Right now, that's exactly what Red Bull need. They have started the season in a kind of no-man's land - not as quick as pace-setters Mercedes and Ferrari but miles ahead of everyone else.
The mixed conditions of China brought them into play close to the front, but that is going to be the exception rather than the norm until the car can be improved.
Red Bull say they are confident chassis improvements along with engine upgrades due over the next few races can bring them closer, but Verstappen is not getting his hopes up.
"I am going to take the approach of just wait and see when the parts come to the car," he says. "I am a realistic person. I don't like to be dreaming and hoping half a second here and 0.6secs here."
At his age, Verstappen has time on his hands. And his long-term ambition is clear. Not just one world title, but "as many as I can get".
As soon as he has said it, though, the realism is back: "But it is not always in your hands. You need to be in the right team at the right time and hope they keep up as well.
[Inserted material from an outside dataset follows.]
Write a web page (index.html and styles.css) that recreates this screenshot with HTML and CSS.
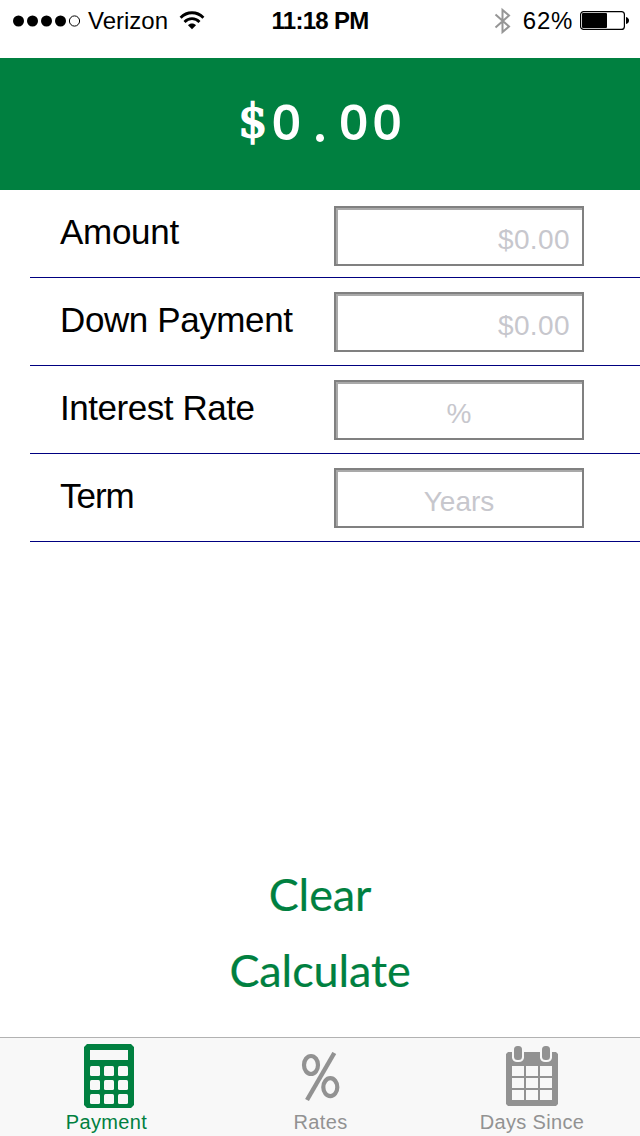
FILE: index.html
```html
<!DOCTYPE html>
<html lang="en">
<head>
<meta charset="utf-8">
<title>Payment</title>
<link rel="stylesheet" href="styles.css">
</head>
<body>
<div class="app">
  <header class="status">
    <div class="carrier">
      <svg class="signal" width="68" height="12" viewBox="0 0 68 12"><circle cx="5.5" cy="6" r="5.5"/><circle cx="19.5" cy="6" r="5.5"/><circle cx="33.5" cy="6" r="5.5"/><circle cx="47.5" cy="6" r="5.5"/><circle cx="61.5" cy="6" r="5.1" fill="none" stroke="#000"/></svg>
      <span class="carrier-name">Verizon</span>
      <svg class="wifi" width="26" height="19" viewBox="0 0 26 19"><g fill="none" stroke="#000" stroke-width="2.8"><path d="M1.6 6.7C8 .1 18 .1 24.4 6.7"/><path d="M5.5 10.9C9.8 6.6 16.2 6.6 20.5 10.9"/></g><path d="M9 14.2C11 12 15 12 17 14.2L13 18.2Z"/></svg>
    </div>
    <div class="time">11:18 PM</div>
    <div class="power">
      <svg class="bluetooth" width="18" height="28" viewBox="0 0 18 28"><path d="M1.5 7.5L15 19.5L8.5 25V3L15 8.5L1.5 20.5" fill="none" stroke="#969696" stroke-width="2"/></svg>
      <span class="percent">62%</span>
      <svg class="battery" width="50" height="20" viewBox="0 0 50 20"><rect x=".6" y=".6" width="43.8" height="17.8" rx="3" fill="#fff" stroke="#000" stroke-width="1.2"/><rect x="2" y="2" width="25" height="15" rx="1"/><path d="M46 6Q49 7 49 9.5T46 13Z"/></svg>
    </div>
  </header>
  <div class="result"><span class="digit dollar">$</span><span class="digit">0</span><span class="digit point">.</span><span class="digit">0</span><span class="digit">0</span></div>
  <main class="form">
    <label class="row first"><span class="label amount">Amount</span><span class="field money">$0.00</span></label>
    <label class="row"><span class="label down">Down Payment</span><span class="field money">$0.00</span></label>
    <label class="row"><span class="label interest">Interest Rate</span><span class="field">%</span></label>
    <label class="row"><span class="label term">Term</span><span class="field">Years</span></label>
  </main>
  <div class="actions">
    <div class="action">Clear</div>
    <div class="action">Calculate</div>
  </div>
  <nav class="tabs">
    <div class="tab active">
      <svg class="icon calculator" width="50" height="64" viewBox="0 0 50 64"><path fill="#008040" fill-rule="evenodd" d="M3 0H47L50 3V61L47 64H3L0 61V3ZM6 6V16H44V6Z"/><g fill="#f8f8f8"><rect x="6" y="22" width="10" height="10" rx="1.5"/><rect x="20" y="22" width="10" height="10" rx="1.5"/><rect x="34" y="22" width="10" height="10" rx="1.5"/><rect x="6" y="36" width="10" height="10" rx="1.5"/><rect x="20" y="36" width="10" height="10" rx="1.5"/><rect x="34" y="36" width="10" height="10" rx="1.5"/><rect x="6" y="50" width="10" height="10" rx="1.5"/><rect x="20" y="50" width="10" height="10" rx="1.5"/><rect x="34" y="50" width="10" height="10" rx="1.5"/></g></svg>
      <span class="tab-label">Payment</span>
    </div>
    <div class="tab">
      <svg class="icon rate" width="40" height="50" viewBox="0 0 40 50" fill="none" stroke="#929292"><ellipse cx="10" cy="13" rx="7" ry="9" stroke-width="4.2"/><ellipse cx="29.3" cy="35.2" rx="7" ry="9" stroke-width="4.2"/><path d="M33.3 1L6 48" stroke-width="4.4"/></svg>
      <span class="tab-label">Rates</span>
    </div>
    <div class="tab">
      <svg class="icon calendar" width="52" height="60" viewBox="0 0 52 60"><path fill="#929292" d="M2 6H6V12Q7 16 11 16H13Q17 16 18 12V6H34V12Q35 16 39 16H41Q45 16 46 12V6H50L52 8V58L50 60H2L0 58V8Z"/><rect x="8" y="0" width="8" height="14" rx="3.5" fill="#929292"/><rect x="36" y="0" width="8" height="14" rx="3.5" fill="#929292"/><path fill="#f8f8f8" d="M6 20H18V30H6ZM20 20H32V30H20ZM34 20H46V30H34ZM6 32H18V42H6ZM20 32H32V42H20ZM34 32H46V42H34ZM6 44H18V54H6ZM20 44H32V54H20ZM34 44H46V54H34Z"/></svg>
      <span class="tab-label">Days Since</span>
    </div>
  </nav>
</div>
</body>
</html>
```
FILE: styles.css
```css
* { box-sizing: border-box; }
body { margin: 0; background: #fff; color: #000; font-family: "Liberation Sans", Arial, sans-serif; }
svg { display: block; flex: none; }
.app { width: 640px; height: 1136px; display: flex; flex-direction: column; overflow: hidden; }
.status { height: 58px; display: grid; grid-template-columns: 240px 160px 240px; font-size: 24px; line-height: 28px; padding-top: 7px; }
.carrier, .power { display: flex; align-items: flex-start; }
.signal { margin: 8px 0 0 13px; }
.carrier-name { margin-left: 7px; letter-spacing: 0; }
.wifi { margin: 4px 0 0 11px; }
.time { text-align: center; font-weight: 700; letter-spacing: -.7px; white-space: nowrap; }
.power { justify-content: flex-end; padding-right: 10px; }
.bluetooth { margin-right: 11px; }
.percent { margin-right: 7px; letter-spacing: .7px; }
.battery { margin-top: 4px; }
.result { height: 132px; background: #008040; color: #fff; display: flex; justify-content: center; padding-top: 34px; }
.digit { width: 33.6px; text-align: center; font-size: 49px; line-height: 60px; -webkit-text-stroke: 1.8px #fff; }
.dollar { font-family: "DejaVu Serif", serif; font-size: 46px; line-height: 59px; -webkit-text-stroke: 1.6px #fff; }
.point { font-family: Lato, sans-serif; }
.form { height: 352px; padding-left: 30px; }
.row { height: 88px; border-bottom: 1px solid #000080; display: flex; justify-content: space-between; padding: 14px 56px 0 30px; }
.first { padding-top: 16px; }
.label { font-size: 35px; line-height: 40px; margin-top: 8px; white-space: nowrap; }
.amount { margin-top: 6px; letter-spacing: -.3px; }
.down { letter-spacing: -.4px; }
.interest { letter-spacing: -.45px; }
.term { letter-spacing: -1px; }
.field { width: 250px; height: 60px; border: 2px solid #808080; box-shadow: inset 2px 2px #a9a9a9; color: #c7c7cd; font-size: 28px; line-height: 32px; padding: 16px 12px 0; text-align: center; }
.money { text-align: right; letter-spacing: .4px; }
.actions { flex: 1; display: flex; flex-direction: column; justify-content: flex-end; align-items: center; padding-bottom: 29px; color: #008040; font-family: Lato, sans-serif; }
.action { font-size: 45px; line-height: 76px; letter-spacing: -.1px; -webkit-text-stroke: .2px #008040; }
.tabs { height: 99px; background: #f8f8f8; border-top: 1px solid #b2b2b2; display: grid; grid-template-columns: 213px 215px 208px; color: #929292; }
.tab { display: flex; flex-direction: column; align-items: center; }
.active { color: #008040; }
.tab-label { font-size: 20px; line-height: 24px; letter-spacing: .35px; margin-top: auto; margin-bottom: 2px; }
.icon { margin-top: 6px; }
.calculator { margin-left: 5px; }
.rate { margin-top: 14px; }
.calendar { margin-top: 8px; }
```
"As long as you try to be the best you can, the fittest you are, that's also already a great achievement.
"At the end of my career if I didn't win a championship but I was still very competitive and was always up there and tried to extract the best out of myself, I can be happy with that as well."
And he does admit that his ambition is to be the main man in F1.
"Of course that's the target. But it is really involved with how good the car is - I am 100% sure that if I had the same car as Lewis and Seb for sure I would be challenging them really hard.
"You have to believe in yourself. With the results I have had, or in the wet, or even in the dry, some races with a car that is not as good, to be able to be that close or reality fight for it, I am 100% sure if I had the same car, I can do it."